PROBLEM>
Leave the pictures out, and retype all of the material exactly as written.
•••••
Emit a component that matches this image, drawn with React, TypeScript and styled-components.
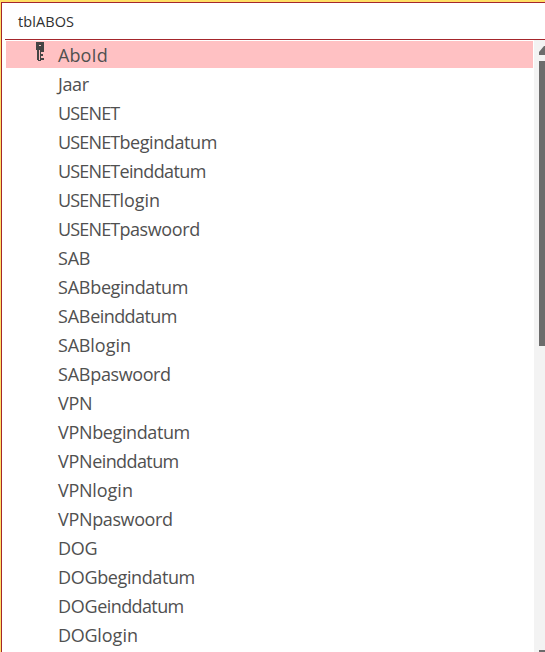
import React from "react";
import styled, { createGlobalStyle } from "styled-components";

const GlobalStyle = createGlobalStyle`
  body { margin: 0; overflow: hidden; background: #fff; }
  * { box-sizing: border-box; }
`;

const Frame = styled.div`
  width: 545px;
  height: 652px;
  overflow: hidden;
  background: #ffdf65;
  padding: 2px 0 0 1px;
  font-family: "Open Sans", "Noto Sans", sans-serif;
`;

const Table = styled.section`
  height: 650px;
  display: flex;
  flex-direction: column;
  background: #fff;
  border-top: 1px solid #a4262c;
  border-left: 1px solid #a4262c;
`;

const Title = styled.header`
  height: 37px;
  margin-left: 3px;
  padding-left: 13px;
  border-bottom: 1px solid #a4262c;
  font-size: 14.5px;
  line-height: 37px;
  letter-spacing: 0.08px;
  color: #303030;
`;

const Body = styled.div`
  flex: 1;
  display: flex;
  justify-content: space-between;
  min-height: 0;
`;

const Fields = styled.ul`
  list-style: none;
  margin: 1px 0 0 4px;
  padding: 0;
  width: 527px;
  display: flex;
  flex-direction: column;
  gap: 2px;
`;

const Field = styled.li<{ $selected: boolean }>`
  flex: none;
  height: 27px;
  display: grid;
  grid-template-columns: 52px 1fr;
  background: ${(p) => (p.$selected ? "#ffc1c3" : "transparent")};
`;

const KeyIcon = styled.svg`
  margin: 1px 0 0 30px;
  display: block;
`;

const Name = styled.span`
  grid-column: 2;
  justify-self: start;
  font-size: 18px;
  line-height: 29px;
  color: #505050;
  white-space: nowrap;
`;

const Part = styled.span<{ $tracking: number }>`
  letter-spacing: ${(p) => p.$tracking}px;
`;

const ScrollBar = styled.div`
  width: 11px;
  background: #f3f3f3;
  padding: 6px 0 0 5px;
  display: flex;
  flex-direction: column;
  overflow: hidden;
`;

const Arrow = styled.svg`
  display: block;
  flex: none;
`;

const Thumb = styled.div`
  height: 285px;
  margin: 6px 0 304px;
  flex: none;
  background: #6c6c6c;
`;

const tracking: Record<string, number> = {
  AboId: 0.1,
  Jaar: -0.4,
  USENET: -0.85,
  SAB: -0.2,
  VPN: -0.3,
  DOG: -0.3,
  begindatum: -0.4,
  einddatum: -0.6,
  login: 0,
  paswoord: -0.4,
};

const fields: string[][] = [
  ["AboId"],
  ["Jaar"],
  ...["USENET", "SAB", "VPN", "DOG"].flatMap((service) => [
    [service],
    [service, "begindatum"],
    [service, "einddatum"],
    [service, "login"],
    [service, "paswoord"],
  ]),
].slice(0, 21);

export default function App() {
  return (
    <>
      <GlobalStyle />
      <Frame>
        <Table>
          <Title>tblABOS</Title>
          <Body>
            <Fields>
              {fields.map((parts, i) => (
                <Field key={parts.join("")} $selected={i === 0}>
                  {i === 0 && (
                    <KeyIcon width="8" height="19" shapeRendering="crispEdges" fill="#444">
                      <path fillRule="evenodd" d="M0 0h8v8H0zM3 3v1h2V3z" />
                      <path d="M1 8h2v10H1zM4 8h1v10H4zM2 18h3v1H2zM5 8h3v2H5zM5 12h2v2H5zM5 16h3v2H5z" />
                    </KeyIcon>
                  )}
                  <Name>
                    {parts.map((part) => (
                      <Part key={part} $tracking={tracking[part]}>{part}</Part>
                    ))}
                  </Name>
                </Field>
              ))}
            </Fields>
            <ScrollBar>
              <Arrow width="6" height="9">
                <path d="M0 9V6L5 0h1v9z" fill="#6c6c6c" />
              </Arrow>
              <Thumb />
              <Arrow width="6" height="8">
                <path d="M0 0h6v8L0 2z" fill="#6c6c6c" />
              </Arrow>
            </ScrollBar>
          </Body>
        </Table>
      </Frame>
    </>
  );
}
•••••
CORRECT RESULT>
Emit a component that matches this image, drawn with React, TypeScript and styled-components.
import React from "react";
import styled, { createGlobalStyle } from "styled-components";

const GlobalStyle = createGlobalStyle`
  body { margin: 0; overflow: hidden; background: #fff; }
  * { box-sizing: border-box; }
`;

const Frame = styled.div`
  width: 545px;
  height: 652px;
  overflow: hidden;
  background: #ffdf65;
  padding: 2px 0 0 1px;
  font-family: "Open Sans", "Noto Sans", sans-serif;
`;

const Table = styled.section`
  height: 650px;
  display: flex;
  flex-direction: column;
  background: #fff;
  border-top: 1px solid #a4262c;
  border-left: 1px solid #a4262c;
`;

const Title = styled.header`
  height: 37px;
  margin-left: 3px;
  padding-left: 13px;
  border-bottom: 1px solid #a4262c;
  font-size: 14.5px;
  line-height: 37px;
  letter-spacing: 0.08px;
  color: #303030;
`;

const Body = styled.div`
  flex: 1;
  display: flex;
  justify-content: space-between;
  min-height: 0;
`;

const Fields = styled.ul`
  list-style: none;
  margin: 1px 0 0 4px;
  padding: 0;
  width: 527px;
  display: flex;
  flex-direction: column;
  gap: 2px;
`;

const Field = styled.li<{ $selected: boolean }>`
  flex: none;
  height: 27px;
  display: grid;
  grid-template-columns: 52px 1fr;
  background: ${(p) => (p.$selected ? "#ffc1c3" : "transparent")};
`;

const KeyIcon = styled.svg`
  margin: 1px 0 0 30px;
  display: block;
`;

const Name = styled.span`
  grid-column: 2;
  justify-self: start;
  font-size: 18px;
  line-height: 29px;
  color: #505050;
  white-space: nowrap;
`;

const Part = styled.span<{ $tracking: number }>`
  letter-spacing: ${(p) => p.$tracking}px;
`;

const ScrollBar = styled.div`
  width: 11px;
  background: #f3f3f3;
  padding: 6px 0 0 5px;
  display: flex;
  flex-direction: column;
  overflow: hidden;
`;

const Arrow = styled.svg`
  display: block;
  flex: none;
`;

const Thumb = styled.div`
  height: 285px;
  margin: 6px 0 304px;
  flex: none;
  background: #6c6c6c;
`;

const tracking: Record<string, number> = {
  AboId: 0.1,
  Jaar: -0.4,
  USENET: -0.85,
  SAB: -0.2,
  VPN: -0.3,
  DOG: -0.3,
  begindatum: -0.4,
  einddatum: -0.6,
  login: 0,
  paswoord: -0.4,
};

const fields: string[][] = [
  ["AboId"],
  ["Jaar"],
  ...["USENET", "SAB", "VPN", "DOG"].flatMap((service) => [
    [service],
    [service, "begindatum"],
    [service, "einddatum"],
    [service, "login"],
    [service, "paswoord"],
  ]),
].slice(0, 21);

export default function App() {
  return (
    <>
      <GlobalStyle />
      <Frame>
        <Table>
          <Title>tblABOS</Title>
          <Body>
            <Fields>
              {fields.map((parts, i) => (
                <Field key={parts.join("")} $selected={i === 0}>
                  {i === 0 && (
                    <KeyIcon width="8" height="19" shapeRendering="crispEdges" fill="#444">
                      <path fillRule="evenodd" d="M0 0h8v8H0zM3 3v1h2V3z" />
                      <path d="M1 8h2v10H1zM4 8h1v10H4zM2 18h3v1H2zM5 8h3v2H5zM5 12h2v2H5zM5 16h3v2H5z" />
                    </KeyIcon>
                  )}
                  <Name>
                    {parts.map((part) => (
                      <Part key={part} $tracking={tracking[part]}>{part}</Part>
                    ))}
                  </Name>
                </Field>
              ))}
            </Fields>
            <ScrollBar>
              <Arrow width="6" height="9">
                <path d="M0 9V6L5 0h1v9z" fill="#6c6c6c" />
              </Arrow>
              <Thumb />
              <Arrow width="6" height="8">
                <path d="M0 0h6v8L0 2z" fill="#6c6c6c" />
              </Arrow>
            </ScrollBar>
          </Body>
        </Table>
      </Frame>
    </>
  );
}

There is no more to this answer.